Le passé des frères Kouachi remonte à la surface au fil de l'enquête sur les attentats perpétrés à Paris, la semaine dernière. Un détail interpelle notamment dans leur parcours: en juillet 2011, Chérif Kouachi a rejoint son frère au Yémen, terre d'accueil pour les jihadistes, durant deux semaines. Ils ont notamment été formés au maniement des armes pendant trois jours, dans le désert de Marib, bastion d'Al-Qaïda dans la région.

Or, à cette période, Chérif Kouachi était théoriquement soumis à un contrôle judiciaire en France, qui lui interdisait formellement de quitter le territoire français, et l'obligeait à se présenter une fois par semaine au commissariat de Gennevilliers, dans les Hauts-de-Seine. Comment son absence n'a-t-elle pas davantage interpellé les autorités? Et comment a-t-il pu franchir les frontières sans être repéré?

"Jamais l'objet de contrôles stricts"

Sous couvert d'anonymat, un juge exerçant en Île-de-France, interrogé par Le Figaro, reconnaît des faiblesses dans le système: "Il est vrai qu'en région parisienne, les pointages au commissariat dans le cadre de contrôle judiciaire ne font jamais l'objet de contrôles stricts. Au mieux, ce n'est qu'au bout de la quatrième ou cinquième absence dans le registre que le commissariat prévient le tribunal…"

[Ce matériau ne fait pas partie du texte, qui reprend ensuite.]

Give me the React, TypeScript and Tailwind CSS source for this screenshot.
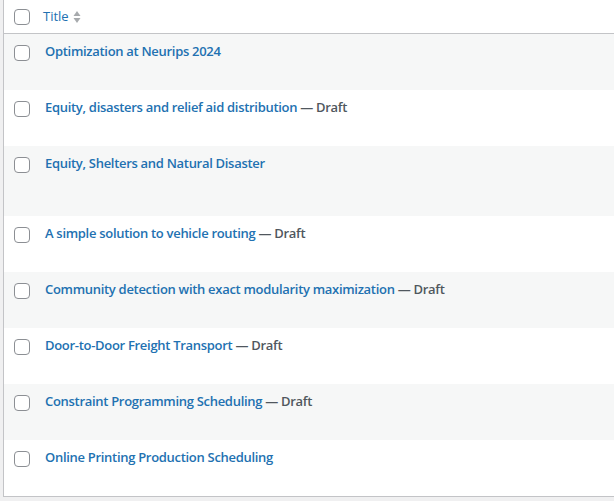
import React from "react";

type Post = { title: string; draft?: boolean; tall?: boolean };

const posts: Post[] = [
  { title: "Optimization at Neurips 2024" },
  { title: "Equity, disasters and relief aid distribution", draft: true },
  { title: "Equity, Shelters and Natural Disaster", tall: true },
  { title: "A simple solution to vehicle routing", draft: true },
  { title: "Community detection with exact modularity maximization", draft: true },
  { title: "Door-to-Door Freight Transport", draft: true },
  { title: "Constraint Programming Scheduling", draft: true },
  { title: "Online Printing Production Scheduling" },
];

function Box() {
  return <span className="block w-4 h-4 rounded-[4px] border border-[#8c8f94] bg-white shrink-0" />;
}

function SortArrows() {
  return (
    <svg width="8" height="14" viewBox="0 0 8 14" className="ml-[4px]">
      <path d="M4 1 L7.5 6 H0.5 Z" fill="#a7aaad" />
      <path d="M4 13 L7.5 8 H0.5 Z" fill="#a7aaad" />
    </svg>
  );
}

export default function App() {
  return (
    <div
      className="w-[614px] h-[501px] bg-[#f0f0f1] pl-[3px] overflow-hidden"
      style={{ fontFamily: '"Open Sans", "Noto Sans", sans-serif' }}
    >
      <div className="bg-white border-l border-b border-[#c3c4c7]">
        {/* header */}
        <div className="h-[34px] flex items-center border-b border-[#c3c4c7]">
          <div className="w-[39px] pl-[10px] pt-[1px] flex">
            <Box />
          </div>
          <div className="flex items-center text-[13px] text-[#2271b1] pt-[1px]">
            Title
            <SortArrows />
          </div>
        </div>
        {posts.map((p, i) => (
          <div
            key={p.title}
            className={`flex items-start pt-[8px] ${p.tall ? "h-[70px]" : "h-[56px]"} ${
              i % 2 === 0 ? "bg-[#f6f7f7]" : "bg-white"
            }`}
          >
            <div className="w-[41px] pl-[10px] pt-[3px] flex">
              <Box />
            </div>
            <div className="text-[13px] font-semibold leading-[18px] tracking-[-0.3px]">
              <span className="text-[#2271b1]">{p.title}</span>
              {p.draft && <span className="text-[#50575e]"> — Draft</span>}
            </div>
          </div>
        ))}
      </div>
    </div>
  );
}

Chérif Kouachi était soumis à ce contrôle judiciaire depuis octobre 2010, dans le cadre de l'enquête sur la tentative d'évasion de Smaïn Ait Ali Belkacem, condamné à perpétuité pour l'attentat du RER C de 1995, a indiqué une source judiciaire. 

La surveillance téléphonique interrompue à tort?

Une autre zone opaque a surgi dans le dossier des frères Kouachi: six mois avant le massacre de Charlie Hebdo, le renseignement français a interrompu la surveillance téléphonique de Saïd Kouachi. Selon des éléments révélés par Mediapart, Chérif a fait l'objet de filatures et d'écoutes téléphoniques entre décembre 2011 et décembre 2013. Son frère, lui, a été surveillé jusqu'à l'été dernier. Pourquoi la procédure, qui n'était pas placée sous l'autorité judiciaire, a-t-elle été interrompue? L'enquête va devoir l'expliquer, mais l'hypothèse la plus probable est qu'aucun élément probant reliant Saïf à une quelconque organisation terroriste ne permettait de poursuivre les interceptions de ses échanges.

Pointée du doigt par Le Figaro, la Commission nationale de contrôle des interceptions de sécurité (CNCIS) réfute avoir empêché la poursuite des écoutes de l'aîné Kouachi. D'autant que, comme elle le rappelle dans un communiqué, son avis n'est que purement consultatif, et n'a pas valeur d'autorité. Selon le 21ème rapport 2012-2013 de la Commission, 6.145 demandes d'écoutes ont été effectuées en 2012, dont 2123 renouvellements (après la durée légale de quatre mois). La CNCIS n'a émis que 50 avis défavorables. In fine, 6.095 écoutes administratives ont été autorisées par le Premier ministre cette année-là.